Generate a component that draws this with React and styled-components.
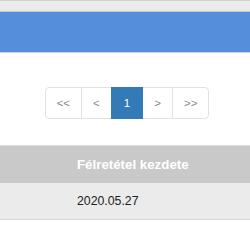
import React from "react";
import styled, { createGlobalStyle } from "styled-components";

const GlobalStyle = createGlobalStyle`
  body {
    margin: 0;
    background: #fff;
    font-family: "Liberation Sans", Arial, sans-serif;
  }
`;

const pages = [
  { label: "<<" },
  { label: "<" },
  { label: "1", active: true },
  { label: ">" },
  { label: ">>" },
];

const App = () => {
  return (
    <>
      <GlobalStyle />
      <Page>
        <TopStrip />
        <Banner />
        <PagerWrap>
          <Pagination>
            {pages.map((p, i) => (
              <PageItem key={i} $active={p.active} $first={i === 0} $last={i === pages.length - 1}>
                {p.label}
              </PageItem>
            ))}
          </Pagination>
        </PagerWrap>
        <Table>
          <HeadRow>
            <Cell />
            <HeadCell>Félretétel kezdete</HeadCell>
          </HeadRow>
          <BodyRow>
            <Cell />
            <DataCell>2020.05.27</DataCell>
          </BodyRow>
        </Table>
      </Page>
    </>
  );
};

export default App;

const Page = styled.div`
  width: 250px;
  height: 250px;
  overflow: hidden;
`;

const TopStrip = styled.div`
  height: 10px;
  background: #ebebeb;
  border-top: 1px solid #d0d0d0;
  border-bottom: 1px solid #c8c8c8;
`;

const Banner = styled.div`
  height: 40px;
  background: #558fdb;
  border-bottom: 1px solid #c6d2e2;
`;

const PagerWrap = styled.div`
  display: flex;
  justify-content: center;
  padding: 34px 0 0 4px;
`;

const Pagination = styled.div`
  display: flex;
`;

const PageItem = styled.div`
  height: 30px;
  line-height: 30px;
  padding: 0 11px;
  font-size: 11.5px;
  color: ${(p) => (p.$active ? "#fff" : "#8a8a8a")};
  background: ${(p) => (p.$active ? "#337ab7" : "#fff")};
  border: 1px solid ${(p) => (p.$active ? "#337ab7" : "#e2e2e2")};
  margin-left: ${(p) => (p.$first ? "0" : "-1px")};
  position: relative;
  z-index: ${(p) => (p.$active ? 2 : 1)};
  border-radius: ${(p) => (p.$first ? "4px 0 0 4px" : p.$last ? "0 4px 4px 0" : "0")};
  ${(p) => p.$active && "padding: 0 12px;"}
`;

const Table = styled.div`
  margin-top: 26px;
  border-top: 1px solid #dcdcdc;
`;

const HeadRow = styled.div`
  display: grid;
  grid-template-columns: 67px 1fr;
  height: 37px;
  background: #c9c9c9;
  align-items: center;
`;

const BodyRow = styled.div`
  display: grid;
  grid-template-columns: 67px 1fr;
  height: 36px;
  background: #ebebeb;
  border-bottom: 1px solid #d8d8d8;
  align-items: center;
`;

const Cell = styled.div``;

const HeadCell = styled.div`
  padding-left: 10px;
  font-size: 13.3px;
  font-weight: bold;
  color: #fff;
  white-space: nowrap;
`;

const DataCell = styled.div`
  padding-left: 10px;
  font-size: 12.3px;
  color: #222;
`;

################

What the exercise asks
Go through the listing above and quote it exactly, apart from its images.

Correct response
Generate a component that draws this with React and styled-components.
import React from "react";
import styled, { createGlobalStyle } from "styled-components";

const GlobalStyle = createGlobalStyle`
  body {
    margin: 0;
    background: #fff;
    font-family: "Liberation Sans", Arial, sans-serif;
  }
`;

const pages = [
  { label: "<<" },
  { label: "<" },
  { label: "1", active: true },
  { label: ">" },
  { label: ">>" },
];

const App = () => {
  return (
    <>
      <GlobalStyle />
      <Page>
        <TopStrip />
        <Banner />
        <PagerWrap>
          <Pagination>
            {pages.map((p, i) => (
              <PageItem key={i} $active={p.active} $first={i === 0} $last={i === pages.length - 1}>
                {p.label}
              </PageItem>
            ))}
          </Pagination>
        </PagerWrap>
        <Table>
          <HeadRow>
            <Cell />
            <HeadCell>Félretétel kezdete</HeadCell>
          </HeadRow>
          <BodyRow>
            <Cell />
            <DataCell>2020.05.27</DataCell>
          </BodyRow>
        </Table>
      </Page>
    </>
  );
};

export default App;

const Page = styled.div`
  width: 250px;
  height: 250px;
  overflow: hidden;
`;

const TopStrip = styled.div`
  height: 10px;
  background: #ebebeb;
  border-top: 1px solid #d0d0d0;
  border-bottom: 1px solid #c8c8c8;
`;

const Banner = styled.div`
  height: 40px;
  background: #558fdb;
  border-bottom: 1px solid #c6d2e2;
`;

const PagerWrap = styled.div`
  display: flex;
  justify-content: center;
  padding: 34px 0 0 4px;
`;

const Pagination = styled.div`
  display: flex;
`;

const PageItem = styled.div`
  height: 30px;
  line-height: 30px;
  padding: 0 11px;
  font-size: 11.5px;
  color: ${(p) => (p.$active ? "#fff" : "#8a8a8a")};
  background: ${(p) => (p.$active ? "#337ab7" : "#fff")};
  border: 1px solid ${(p) => (p.$active ? "#337ab7" : "#e2e2e2")};
  margin-left: ${(p) => (p.$first ? "0" : "-1px")};
  position: relative;
  z-index: ${(p) => (p.$active ? 2 : 1)};
  border-radius: ${(p) => (p.$first ? "4px 0 0 4px" : p.$last ? "0 4px 4px 0" : "0")};
  ${(p) => p.$active && "padding: 0 12px;"}
`;

const Table = styled.div`
  margin-top: 26px;
  border-top: 1px solid #dcdcdc;
`;

const HeadRow = styled.div`
  display: grid;
  grid-template-columns: 67px 1fr;
  height: 37px;
  background: #c9c9c9;
  align-items: center;
`;

const BodyRow = styled.div`
  display: grid;
  grid-template-columns: 67px 1fr;
  height: 36px;
  background: #ebebeb;
  border-bottom: 1px solid #d8d8d8;
  align-items: center;
`;

const Cell = styled.div``;

const HeadCell = styled.div`
  padding-left: 10px;
  font-size: 13.3px;
  font-weight: bold;
  color: #fff;
  white-space: nowrap;
`;

const DataCell = styled.div`
  padding-left: 10px;
  font-size: 12.3px;
  color: #222;
`;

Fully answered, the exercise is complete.